The other day, on a visit to my parents, I looked out onto the big balcony. There hangs a Baltic souvenir: A wooden fish – not a whole fish (like for example these here), but only the skeleton, made of pieces of wood.
Anyway – while I looked out and looked at the fish (and again felt a hint of longing for the sea), a little titmouse came flying to it, hung with its feet on one of the bones, dangling upside down at first (apparently with great joy), before it pulled the body up again so that it could peck the bone with its beak.
For us humans it may not be a technically challenging exercise – but the crunch of this tit was a small masterstroke! Therefore, I take it as an opportunity to provide a crunch technique tutorial here.
The crunch is an isolated abdominal muscle exercise. Isolated means that only one muscle group is trained – in traditional crunching, these are the upper and middle straight abdominal muscles (from chest height to slightly above the navel). As an isolated exercise, the crunch is not very high on the list of our “must-do’s”, but it is well suited at the beginning of the training to warm up the core and slowly get the circulation moving.
You lie on your back, your legs are usually angled, your feet are firmly on the ground. Now lift your shoulders off the floor by activating the upper and middle abs and pulling your shoulders towards your legs. Gently place the fingertips against the temples, cross the forearms on the chest or stretch the arms towards the heels. When the shoulder blades have completely left the ground, you have reached the highest point of your crunch and slowly lower them down to the ground again.
You can increase the level of difficulty by doing the crunch “upside down” – like the little titmouse – e.g. lying on a staircase or slope, with the head down and the feet up. 😛 In this case the legs are usually stretched.
There are only two things you really need to pay attention to.
- Pull your chin to your chest. Think of the tit that “rolls up and in” so beautifully. That’s what you want to do. That’ll take the pressure off your neck. You don’t want to pull from the neck, you want to pull from the abs. Sometimes I see my participants making a veeeeeeery long neck and trying to lift their nose up to the ceiling… Just by watching I have neck pains. For the same reason please never fold your hands in your neck, because then you’ll pull on your neck and/or head again.
So chin to chest and look straight ahead through the legs, not to the ceiling.
- The lower back always remains on the ground. You achieve this by tightening your abs firmly and pulling your belly button towards your spine. Otherwise you risk getting into a hollow back position, which can damage your back.
So tense your stomach, pull your belly button towards your spine and always keep your lower back in contact with the ground.
By the way, 1000 crunches a day won’t give you a six-pack: Even if you’re one of the lucky ones whose tendons divide the abs into the highly sought-after “packs”, a simple isolated exercise like the crunch isn’t enough. No, for this you need functional combination exercises – especially recommended are for example hover or plank – and a very low body fat percentage.

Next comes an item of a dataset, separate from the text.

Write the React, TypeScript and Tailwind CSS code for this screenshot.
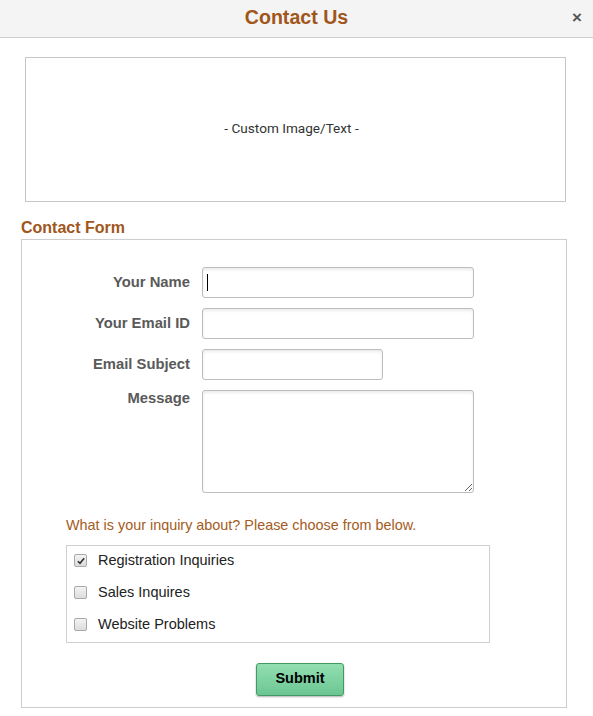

But if you want to have alternatives to hover and plank in your training plan, you can pimp the crunch with the following three variations:
In the C-crunch, you raise your legs at the same time you lift your shoulders. This means that the lower straight abdominal muscles and the hip flexor are now also trained, making this exercise “functional training”. Many people make the mistake of simply lifting their lower legs from their knees. You avoid this by keeping the angle in your knees the same, deliberately pulling your thighs over your hips (and here they stay, they don’t go further to the chest) and keeping your lower legs parallel to the floor (feet at the same height as your knees). So in the upper end position you have a 90° angle in the hip and a 90° angle in the knees. When lowering you don’t just let your feet “fall down”, but keep the angle in your knees the same and lower your legs in a strong, controlled way. Of course, the above technical instructions also apply to the C-crunch.
This is a kind of opposite movement to the C-crunch in which you don’t make yourself small, but rather long. The starting point is the upper end position of the C-crunch – so the knees are above the hip, the lower legs are parallel to the floor and both shoulder blades are raised. Then slowly stretch your arms and legs to 45° (the end position is the hollow body) before bending in again. You can put your shoulders and head down on the ground or keep them slightly raised (then the upper abdominal muscles have to work harder). Important: The shoot-out is only suitable for athletes with already well trained abs, because the danger of getting into the hollow back is much greater with the long lever than with a crunch or C-crunch. So make sure that your lower back always stays on the ground! If you can do that, the shoot-out is a great functional exercise that strengthens the whole core.
Thanks to a twist, the oblique abs are now involved. In the cross-crawl you lift one shoulder and at the same time the opposite knee (technique as described above in the C-crunch), thus turning alternately the right shoulder to the left knee and the left shoulder to the right knee. Usually the fingertips are at the temples – make sure that the upper elbow stays outside, so that really the shoulder goes to the knee and not the elbow, for otherwise you just move the arm and do not work out of the abdomen. Again, the lower back remains firmly on the floor, so that you turn in the middle of the chest, and the chin of course remains on the chest.
The great thing about all these exercises is that you don’t need any equipment and you can do them anytime, anywhere.